Exercise task: Skip every picture and transcribe the remaining material exactly.

Given information:
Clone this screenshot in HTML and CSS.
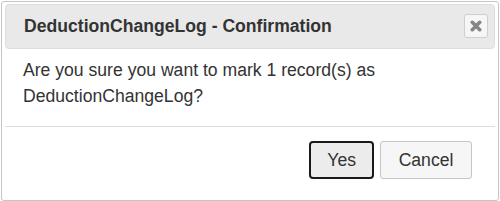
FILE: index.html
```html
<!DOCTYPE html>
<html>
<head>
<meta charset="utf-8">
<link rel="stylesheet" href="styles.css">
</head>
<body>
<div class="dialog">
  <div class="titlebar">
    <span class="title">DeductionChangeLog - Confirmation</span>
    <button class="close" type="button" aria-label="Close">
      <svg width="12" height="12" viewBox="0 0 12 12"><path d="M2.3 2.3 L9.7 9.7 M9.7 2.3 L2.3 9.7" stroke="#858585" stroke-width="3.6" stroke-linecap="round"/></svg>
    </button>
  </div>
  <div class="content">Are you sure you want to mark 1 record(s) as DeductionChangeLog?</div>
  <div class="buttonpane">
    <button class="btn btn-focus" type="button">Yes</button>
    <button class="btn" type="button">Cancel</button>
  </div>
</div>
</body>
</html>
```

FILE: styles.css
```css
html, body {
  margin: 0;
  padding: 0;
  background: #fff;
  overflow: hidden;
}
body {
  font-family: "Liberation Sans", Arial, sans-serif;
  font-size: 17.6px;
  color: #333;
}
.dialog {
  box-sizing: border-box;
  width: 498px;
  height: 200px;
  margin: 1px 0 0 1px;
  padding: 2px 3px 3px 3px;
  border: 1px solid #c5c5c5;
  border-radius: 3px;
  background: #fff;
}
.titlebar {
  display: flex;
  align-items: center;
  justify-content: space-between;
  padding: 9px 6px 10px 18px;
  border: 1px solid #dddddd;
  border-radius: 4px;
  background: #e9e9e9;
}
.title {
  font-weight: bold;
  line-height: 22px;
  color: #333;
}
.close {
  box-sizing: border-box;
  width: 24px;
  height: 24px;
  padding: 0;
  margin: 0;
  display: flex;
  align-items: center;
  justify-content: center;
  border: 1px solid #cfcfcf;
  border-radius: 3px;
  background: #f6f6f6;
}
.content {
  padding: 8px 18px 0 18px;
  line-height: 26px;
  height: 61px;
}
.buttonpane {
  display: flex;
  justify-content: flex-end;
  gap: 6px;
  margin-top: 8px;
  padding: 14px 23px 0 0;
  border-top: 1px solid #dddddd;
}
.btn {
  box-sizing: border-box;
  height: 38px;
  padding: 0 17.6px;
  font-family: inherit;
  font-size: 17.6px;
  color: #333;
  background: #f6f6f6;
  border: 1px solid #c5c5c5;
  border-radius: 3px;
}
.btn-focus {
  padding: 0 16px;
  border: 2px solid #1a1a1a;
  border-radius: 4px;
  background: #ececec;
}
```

Complete answer:
Clone this screenshot in HTML and CSS.
FILE: index.html
```html
<!DOCTYPE html>
<html>
<head>
<meta charset="utf-8">
<link rel="stylesheet" href="styles.css">
</head>
<body>
<div class="dialog">
  <div class="titlebar">
    <span class="title">DeductionChangeLog - Confirmation</span>
    <button class="close" type="button" aria-label="Close">
      <svg width="12" height="12" viewBox="0 0 12 12"><path d="M2.3 2.3 L9.7 9.7 M9.7 2.3 L2.3 9.7" stroke="#858585" stroke-width="3.6" stroke-linecap="round"/></svg>
    </button>
  </div>
  <div class="content">Are you sure you want to mark 1 record(s) as DeductionChangeLog?</div>
  <div class="buttonpane">
    <button class="btn btn-focus" type="button">Yes</button>
    <button class="btn" type="button">Cancel</button>
  </div>
</div>
</body>
</html>
```

FILE: styles.css
```css
html, body {
  margin: 0;
  padding: 0;
  background: #fff;
  overflow: hidden;
}
body {
  font-family: "Liberation Sans", Arial, sans-serif;
  font-size: 17.6px;
  color: #333;
}
.dialog {
  box-sizing: border-box;
  width: 498px;
  height: 200px;
  margin: 1px 0 0 1px;
  padding: 2px 3px 3px 3px;
  border: 1px solid #c5c5c5;
  border-radius: 3px;
  background: #fff;
}
.titlebar {
  display: flex;
  align-items: center;
  justify-content: space-between;
  padding: 9px 6px 10px 18px;
  border: 1px solid #dddddd;
  border-radius: 4px;
  background: #e9e9e9;
}
.title {
  font-weight: bold;
  line-height: 22px;
  color: #333;
}
.close {
  box-sizing: border-box;
  width: 24px;
  height: 24px;
  padding: 0;
  margin: 0;
  display: flex;
  align-items: center;
  justify-content: center;
  border: 1px solid #cfcfcf;
  border-radius: 3px;
  background: #f6f6f6;
}
.content {
  padding: 8px 18px 0 18px;
  line-height: 26px;
  height: 61px;
}
.buttonpane {
  display: flex;
  justify-content: flex-end;
  gap: 6px;
  margin-top: 8px;
  padding: 14px 23px 0 0;
  border-top: 1px solid #dddddd;
}
.btn {
  box-sizing: border-box;
  height: 38px;
  padding: 0 17.6px;
  font-family: inherit;
  font-size: 17.6px;
  color: #333;
  background: #f6f6f6;
  border: 1px solid #c5c5c5;
  border-radius: 3px;
}
.btn-focus {
  padding: 0 16px;
  border: 2px solid #1a1a1a;
  border-radius: 4px;
  background: #ececec;
}
```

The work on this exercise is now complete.